BETHEL — It was Monday morning, Aug. 18, 1969, and a crowd estimated at nearly half a million people had thinned out a lot. Mark Harrington of Bethel was spending his fourth day at Max Yasgur’s 600-acre dairy farm in Bethel, New York.

Mark Harrington of Bethel holds a Rolling Stone magazine paying tribute to Woodstock and a pamphlet that held his tickets for the 1969 music festival in upstate New York. The Bethel Citizen photo by Samuel Wheeler

He was standing “in a sea of mud,” and less than 100 feet away on a stage stood guitarist Jimi Hendrix, the man he had waited all weekend to see at the Woodstock music festival.

“That’s who I went there to see,” Harrington said. “I was standing in 6 inches of mud. It was soaking wet. All I had was blue jeans and a T-shirt.”

Hendrix played his classics, “Fire” and “Foxey Lady,” and then surprised the crowd with a rendition of “The Star-Spangled Banner.”

“His notes were impeccable,” Harrington said.

Hendrix was jamming on his white Fender Stratocaster and dressed in a fringe white and blue outfit. His Marshall amplifiers in the background were taller than he was, according to Harrington.

“I was down below. The stage was about 10 feet high,” he said.

When Santana played, they used conga drums, which Harrington never heard. The band was “full of rhythm,” he said.

Harrington said he didn’t see singer Joe Cocker, but heard his gritty voice belt out “With a Little Help from My Friends” in the distance.

“I heard his voice wailing through the speakers, it was incredible,” Harrington said. “He was a fantastic singer and he captivated the entire audience.”

The festival included some of rock music’s most profound talents, such as Janis Joplin, The Who, The Band, Jefferson Airplane, The Grateful Dead, Crosby, Stills and Nash, and Sly and the Family Stone.

Hendrix was the last musician to play at Woodstock. He died unexpectedly Sept. 18, 1970, exactly 13 months after his memorable performance on Aug. 18, 1969.

“I was in shock, everyone was dying,” Harrington said about a string of musician deaths between 1969 and 1971. “Music was a big part of my life, so yeah, it was a huge shock.”

Harrington was 17 and weeks away from his senior year of high school in Stoneham, Massachusetts, when he traveled to Woodstock with friends from high school and college.

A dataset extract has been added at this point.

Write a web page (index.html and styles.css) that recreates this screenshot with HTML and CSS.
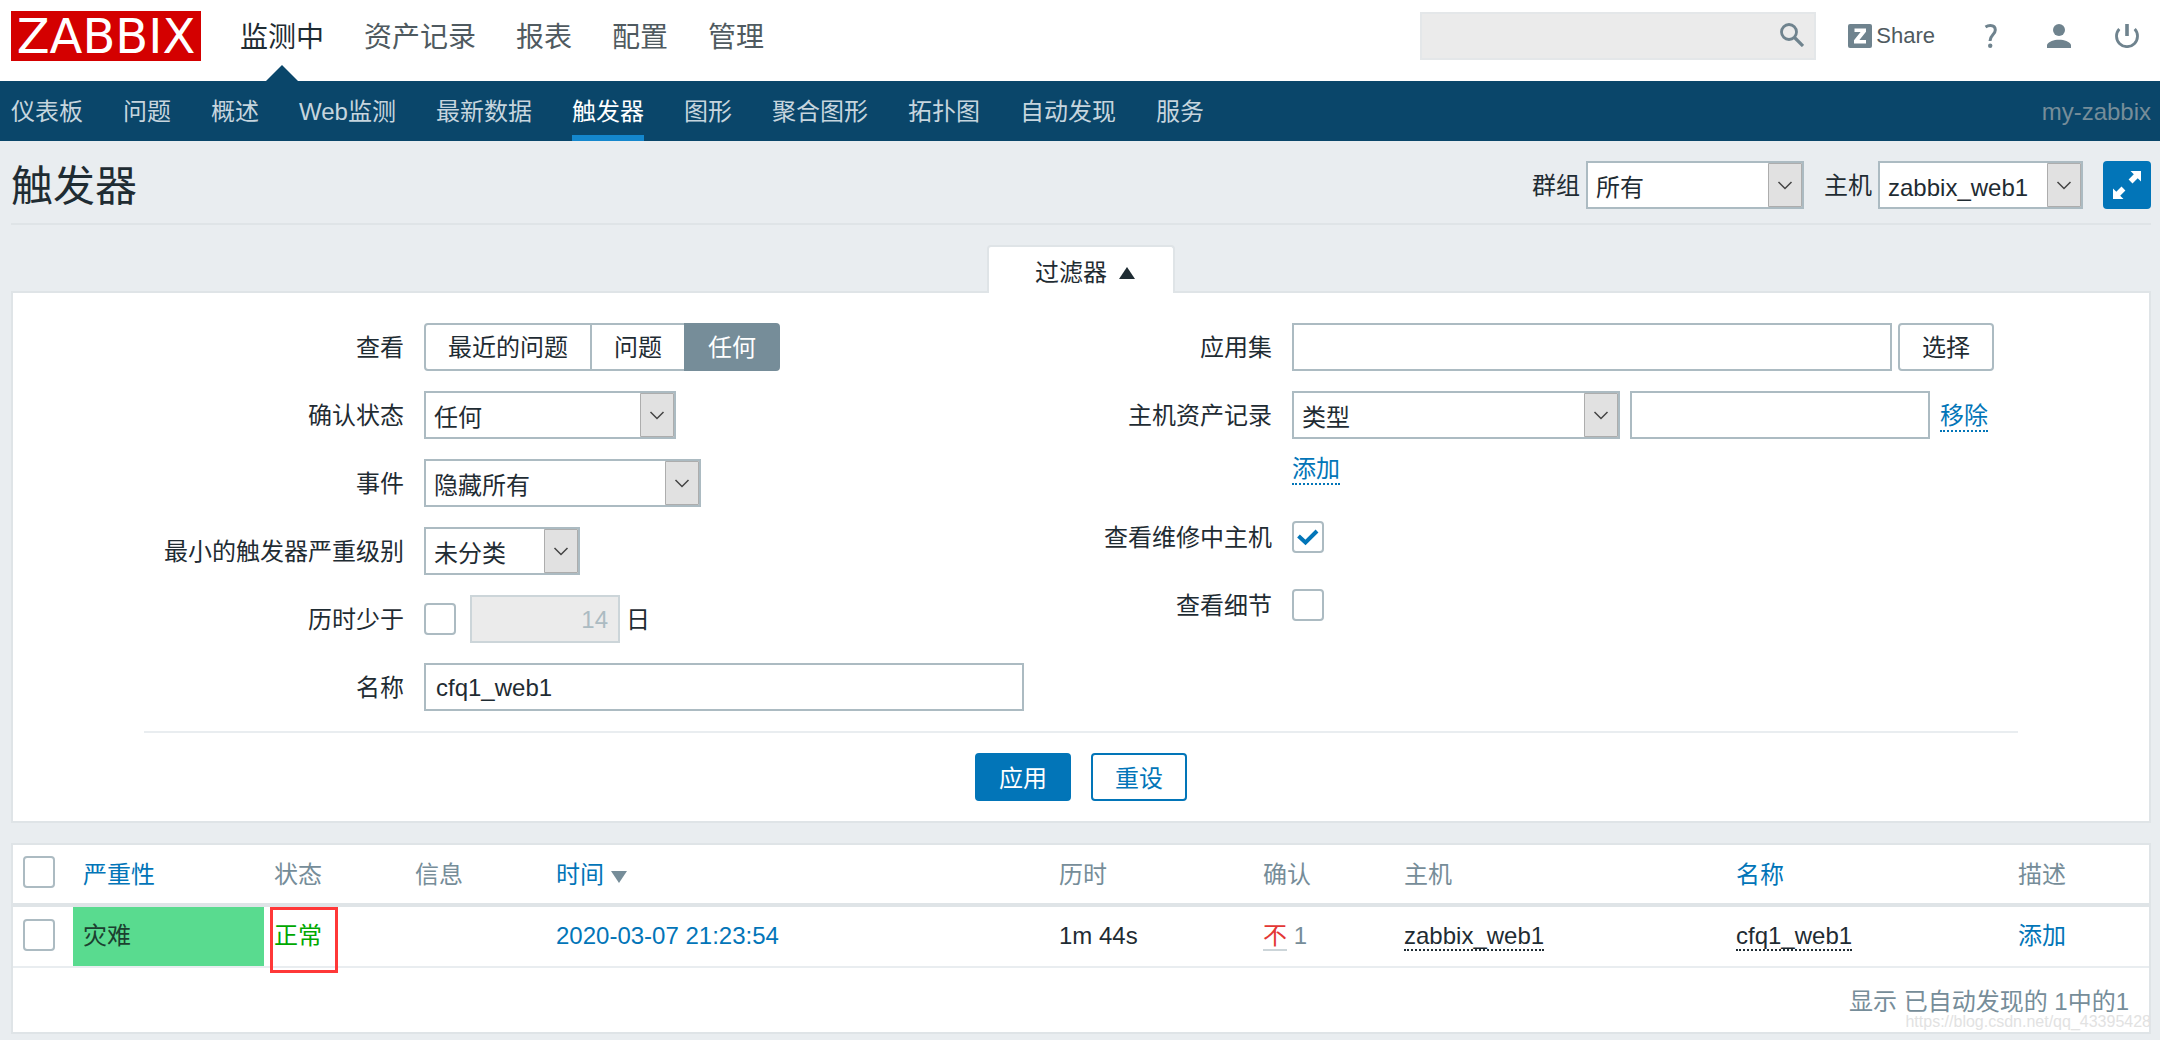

He was in the Bethel area for that summer and needed to find a way back to Stoneham. He hitchhiked to Wilmington, Massachusetts, where he met a friend with a car. From there, they drove to Cambridge to pick up more friends, and then it was off to Woodstock about 100 miles northwest of New York City.

About 40 miles outside of Bethel, New York, traffic began to slow down immensely. It worsened the closer they got. Less than 10 miles away, they paid $2 to park their car in a field and continued their journey on foot.

“We had to hoof it in,” Harrington said.

He was instantly mesmerized by the scene once he arrived.

“There were people everywhere,” he said. “I’d never seen so many people in my life. All my heroes were there.”

Thousands and thousands of people were scattered about in the “natural amphitheater,” and food was being sold from teepee-like structures on the hill. Harrington believes he had a corn dog, which ended up being his last meal for a while.

By Sunday, he had lost contact with his friends and had not eaten for two days.

“I was all alone in a crowd of nearly half a million people,” he said. “I was running on energy, my own life force.”

Eventually, the U.S. Army flew food in to feed the hundreds of thousands of music fans.

During the day, Harrington’s attire was ideal for the 90-degree heat, but at night the temperature dipped into the 40s and all he had was a T-shirt.

“I was 17, I did not think about bringing a sweatshirt,” he said.

The weekend was an incredible experience nonetheless, though.

“It was a gigantic, overwhelming, life-changing weekend for me,” he said.

When Monday came, he turned to hitchhiking and while walking out on a back road he heard the sound of a metro van approaching.

“It had that deep rumble of a diesel engine,” he said.

He looked up and it was the whole Grateful Dead van and he spotted keyboardist Ron “Pigpen” McKernan.

Harrington walked another four to five miles before getting a ride.

“Everyone was picking up everybody,” he said.

He hitchhiked almost the entire way home and was picked up in South Paris by his mother. She withheld her frustration, he said, because she knew he had been through a “powerful experience.”

And what happened to his $18 Woodstock tickets?

He used them to get into a Grateful Dead show at the Boston Music Hall in 1972 because he didn’t have one.

“I’m sure the guy pocketed the tickets,” Harrington said.